You want permutations of the long list with length 2.

Python Solutions

1: Using itertools.permutations()

from itertools import permutations

long_list = ['A', 'B', 'C', 'D', 'E']
short_list = ['X', 'Y']

result = list(permutations(long_list, len(short_list)))
print(result[:5])  # First 5 results

Output:
[('A', 'B'), ('A', 'C'), ('A', 'D'), ('A', 'E'), ('B', 'A')]

2: Manual approach with nested loops

long_list = ['red', 'blue', 'green', 'yellow']
short_list = ['item1', 'item2', 'item3']

result = []
for i in range(len(long_list)):
    for j in range(len(long_list)):
        for k in range(len(long_list)):
            if i != j != k != i:  # Ensure no duplicates
                result.append((long_list[i], long_list[j], long_list[k]))
                if len(result) >= 10:  # Limit for demo
                    break
        if len(result) >= 10:
            break
    if len(result) >= 10:
        break

print(result)
[('red', 'blue', 'green'), ('red', 'blue', 'yellow'), ('red', 'green', 'blue'), ('red', 'green', 'yellow'), ('red', 'yellow', 'blue'), ('red', 'yellow', 'green'), ('blue', 'red', 'green'), ('blue', 'red', 'yellow'), ('blue', 'green', 'red'), ('blue', 'green', 'yellow')]

Real-World Examples

1: Team Selection

from itertools import permutations

players = ['Alice', 'Bob', 'Charlie', 'Diana', 'Eve']
positions = ['Captain', 'Vice-Captain']  # 2 positions to fill

team_combinations = list(permutations(players, len(positions)))
print(f"Possible leadership teams: {len(team_combinations)}")

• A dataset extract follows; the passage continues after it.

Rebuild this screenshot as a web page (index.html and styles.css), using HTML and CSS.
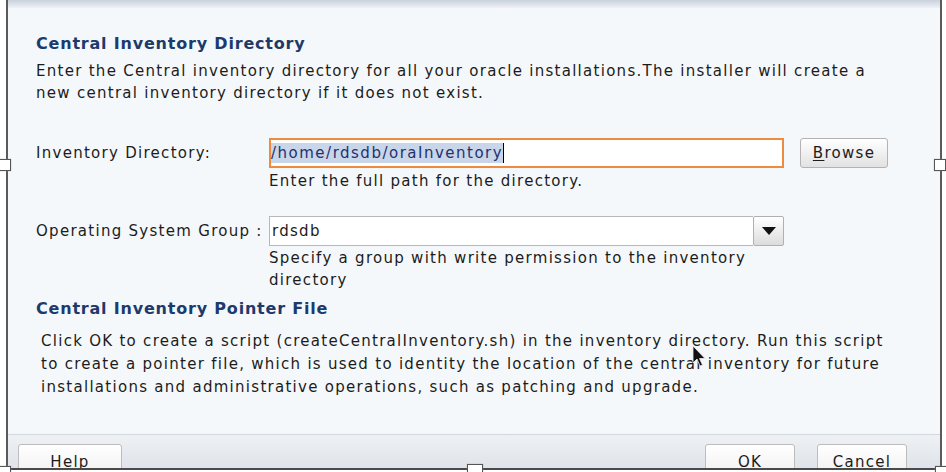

Output is 20 combinations (5×4):

[('Alice', 'Bob'),
 ('Alice', 'Charlie'),
 ('Alice', 'Diana'),
 ('Alice', 'Eve'),
 ('Bob', 'Alice'),
 ('Bob', 'Charlie'),

2: Color Combinations

colors = ['red', 'blue', 'green', 'yellow', 'purple']
design_slots = ['primary', 'secondary', 'accent']  # 3 slots

color_schemes = list(permutations(colors, len(design_slots)))
print(f"Total color schemes: {len(color_schemes)}")

Output: 60 combinations (5×4×3)

[('red', 'blue', 'green'),
 ('red', 'blue', 'yellow'),
 ('red', 'blue', 'purple'),
 ('red', 'green', 'blue'),
 ('red', 'green', 'yellow'),
 ('red', 'green', 'purple'),
 ('red', 'yellow', 'blue'),

Key Points

  • Formula: For n items choosing k positions = n!/(n-k)!
  • Order matters: (A,B) ≠ (B,A)
  • No repetition: Each item used only once per permutation
  • Memory warning: Large lists create many combinations quickly

Quick Reference

# Get k-length permutations from n-length list
from itertools import permutations
result = list(permutations(long_list, len(short_list)))

This approach works for any scenario where you need ordered selections from a larger set matching a target length.